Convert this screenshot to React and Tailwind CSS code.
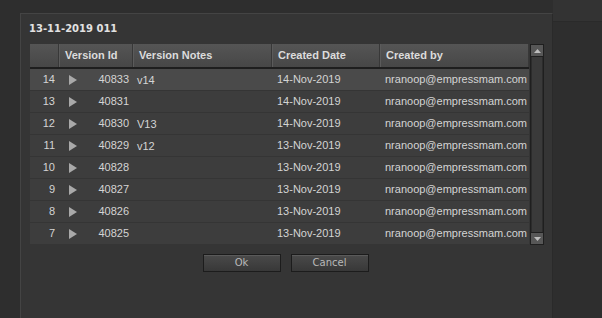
import React from 'react';

const rows = [
  { n: 14, id: 40833, note: 'v14', date: '14-Nov-2019' },
  { n: 13, id: 40831, note: '', date: '14-Nov-2019' },
  { n: 12, id: 40830, note: 'V13', date: '14-Nov-2019' },
  { n: 11, id: 40829, note: 'v12', date: '13-Nov-2019' },
  { n: 10, id: 40828, note: '', date: '13-Nov-2019' },
  { n: 9, id: 40827, note: '', date: '13-Nov-2019' },
  { n: 8, id: 40826, note: '', date: '13-Nov-2019' },
  { n: 7, id: 40825, note: '', date: '13-Nov-2019' },
];

const cols = 'grid grid-cols-[29px_74px_139px_108px_149px]';

function Play() {
  return (
    <svg width="8" height="10" viewBox="0 0 8 10" className="block">
      <path d="M0 0 L8 5 L0 10 Z" fill="#a9a9a9" />
    </svg>
  );
}

function Arrow({ down }) {
  return (
    <svg width="7" height="4" viewBox="0 0 7 4" className="block">
      <path d={down ? 'M0 0 L7 0 L3.5 4 Z' : 'M0 4 L7 4 L3.5 0 Z'} fill="#bdbdbd" />
    </svg>
  );
}

function HeaderCell({ children, first }) {
  return (
    <div
      className={
        'h-full flex items-center pl-[5px] border-r border-r-[#383838] ' +
        (first ? '' : 'border-l border-l-[#5b5b5b]')
      }
    >
      {children}
    </div>
  );
}

function Button({ children }) {
  return (
    <button className="w-[78px] h-[18px] border border-[#1c1c1c] bg-gradient-to-b from-[#4a4a4a] to-[#383838] text-[#b9b9b9] text-[10px] font-['DejaVu_Sans',sans-serif] leading-none shadow-[inset_0_1px_0_#5a5a5a]">
      {children}
    </button>
  );
}

export default function App() {
  return (
    <div className="w-[602px] h-[318px] bg-[#2e2e2e] flex overflow-hidden font-['Liberation_Sans',Arial,sans-serif]">
      <div className="w-[20px] shrink-0" />
      <div className="w-[533px] shrink-0 mt-[13px] bg-[#353535] border-l border-t border-[#444444] border-r border-r-[#2a2a2a]">
        <div className="pl-[8px] pt-[8px] h-[30px] text-[10px] font-bold text-[#e2e2e2] font-['DejaVu_Sans',sans-serif] leading-[14px]">
          13-11-2019 011
        </div>
        <div className="ml-[9px] flex gap-[1px]">
          <div className="w-[499px]">
            <div className={cols + ' h-[23px] bg-gradient-to-b from-[#555555] to-[#474747] text-[11px] font-bold text-[#dcdcdc] border-b-2 border-b-[#1e1e1e] box-content'}>
              <HeaderCell first />
              <HeaderCell>Version Id</HeaderCell>
              <HeaderCell>Version Notes</HeaderCell>
              <HeaderCell>Created Date</HeaderCell>
              <HeaderCell>Created by</HeaderCell>
            </div>
            {rows.map((r, i) => (
              <div
                key={r.n}
                className={
                  cols +
                  ' h-[22px] items-center text-[11px] text-[#d4d4d4] border-b border-b-[#353535] ' +
                  (i === 0 ? 'bg-[#4a4a4a]' : 'bg-[#3d3d3d]')
                }
              >
                <div className="text-right pr-[4px]">{r.n}</div>
                <div className="flex items-center pl-[10px]">
                  <Play />
                  <span className="ml-auto pr-[4px]">{r.id}</span>
                </div>
                <div className="pl-[4px] pt-[2px]">{r.note}</div>
                <div className="pl-[5px]">{r.date}</div>
                <div className="pl-[5px]">nranoop@empressmam.com</div>
              </div>
            ))}
          </div>
          <div className="w-[14px] h-[201px] flex flex-col border border-[#1f1f1f] bg-[#3a3a3a]">
            <div className="h-[12px] flex items-center justify-center bg-[#575757] border-b border-[#1f1f1f]">
              <Arrow />
            </div>
            <div className="flex-1 border-x border-[#2c2c2c]" />
            <div className="h-[12px] flex items-center justify-center bg-[#575757] border-t border-[#1f1f1f]">
              <Arrow down />
            </div>
          </div>
        </div>
        <div className="flex justify-center gap-[10px] mt-[9px] pr-[2px]">
          <Button>Ok</Button>
          <Button>Cancel</Button>
        </div>
      </div>
      <div className="flex-1 flex flex-col">
        <div className="h-[22px] bg-[#333333] border-b border-[#2a2a2a]" />
      </div>
    </div>
  );
}
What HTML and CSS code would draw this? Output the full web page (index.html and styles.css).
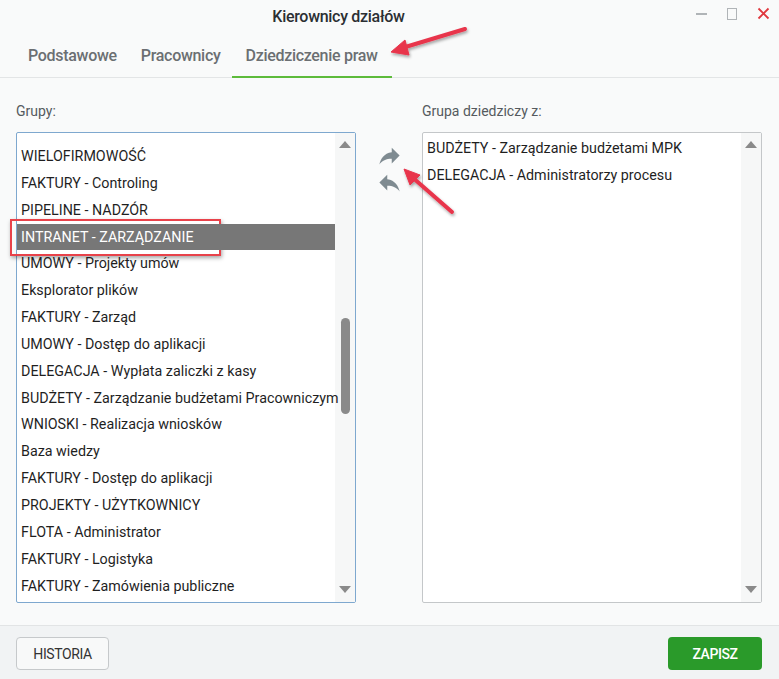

BRIEF: Take the data above and repeat it exactly, leaving each picture out.

SOLUTION FOR THIS TASK:
Convert this screenshot to React and Tailwind CSS code.
import React from 'react';

const rows = [
  { n: 14, id: 40833, note: 'v14', date: '14-Nov-2019' },
  { n: 13, id: 40831, note: '', date: '14-Nov-2019' },
  { n: 12, id: 40830, note: 'V13', date: '14-Nov-2019' },
  { n: 11, id: 40829, note: 'v12', date: '13-Nov-2019' },
  { n: 10, id: 40828, note: '', date: '13-Nov-2019' },
  { n: 9, id: 40827, note: '', date: '13-Nov-2019' },
  { n: 8, id: 40826, note: '', date: '13-Nov-2019' },
  { n: 7, id: 40825, note: '', date: '13-Nov-2019' },
];

const cols = 'grid grid-cols-[29px_74px_139px_108px_149px]';

function Play() {
  return (
    <svg width="8" height="10" viewBox="0 0 8 10" className="block">
      <path d="M0 0 L8 5 L0 10 Z" fill="#a9a9a9" />
    </svg>
  );
}

function Arrow({ down }) {
  return (
    <svg width="7" height="4" viewBox="0 0 7 4" className="block">
      <path d={down ? 'M0 0 L7 0 L3.5 4 Z' : 'M0 4 L7 4 L3.5 0 Z'} fill="#bdbdbd" />
    </svg>
  );
}

function HeaderCell({ children, first }) {
  return (
    <div
      className={
        'h-full flex items-center pl-[5px] border-r border-r-[#383838] ' +
        (first ? '' : 'border-l border-l-[#5b5b5b]')
      }
    >
      {children}
    </div>
  );
}

function Button({ children }) {
  return (
    <button className="w-[78px] h-[18px] border border-[#1c1c1c] bg-gradient-to-b from-[#4a4a4a] to-[#383838] text-[#b9b9b9] text-[10px] font-['DejaVu_Sans',sans-serif] leading-none shadow-[inset_0_1px_0_#5a5a5a]">
      {children}
    </button>
  );
}

export default function App() {
  return (
    <div className="w-[602px] h-[318px] bg-[#2e2e2e] flex overflow-hidden font-['Liberation_Sans',Arial,sans-serif]">
      <div className="w-[20px] shrink-0" />
      <div className="w-[533px] shrink-0 mt-[13px] bg-[#353535] border-l border-t border-[#444444] border-r border-r-[#2a2a2a]">
        <div className="pl-[8px] pt-[8px] h-[30px] text-[10px] font-bold text-[#e2e2e2] font-['DejaVu_Sans',sans-serif] leading-[14px]">
          13-11-2019 011
        </div>
        <div className="ml-[9px] flex gap-[1px]">
          <div className="w-[499px]">
            <div className={cols + ' h-[23px] bg-gradient-to-b from-[#555555] to-[#474747] text-[11px] font-bold text-[#dcdcdc] border-b-2 border-b-[#1e1e1e] box-content'}>
              <HeaderCell first />
              <HeaderCell>Version Id</HeaderCell>
              <HeaderCell>Version Notes</HeaderCell>
              <HeaderCell>Created Date</HeaderCell>
              <HeaderCell>Created by</HeaderCell>
            </div>
            {rows.map((r, i) => (
              <div
                key={r.n}
                className={
                  cols +
                  ' h-[22px] items-center text-[11px] text-[#d4d4d4] border-b border-b-[#353535] ' +
                  (i === 0 ? 'bg-[#4a4a4a]' : 'bg-[#3d3d3d]')
                }
              >
                <div className="text-right pr-[4px]">{r.n}</div>
                <div className="flex items-center pl-[10px]">
                  <Play />
                  <span className="ml-auto pr-[4px]">{r.id}</span>
                </div>
                <div className="pl-[4px] pt-[2px]">{r.note}</div>
                <div className="pl-[5px]">{r.date}</div>
                <div className="pl-[5px]">nranoop@empressmam.com</div>
              </div>
            ))}
          </div>
          <div className="w-[14px] h-[201px] flex flex-col border border-[#1f1f1f] bg-[#3a3a3a]">
            <div className="h-[12px] flex items-center justify-center bg-[#575757] border-b border-[#1f1f1f]">
              <Arrow />
            </div>
            <div className="flex-1 border-x border-[#2c2c2c]" />
            <div className="h-[12px] flex items-center justify-center bg-[#575757] border-t border-[#1f1f1f]">
              <Arrow down />
            </div>
          </div>
        </div>
        <div className="flex justify-center gap-[10px] mt-[9px] pr-[2px]">
          <Button>Ok</Button>
          <Button>Cancel</Button>
        </div>
      </div>
      <div className="flex-1 flex flex-col">
        <div className="h-[22px] bg-[#333333] border-b border-[#2a2a2a]" />
      </div>
    </div>
  );
}
What HTML and CSS code would draw this? Output the full web page (index.html and styles.css).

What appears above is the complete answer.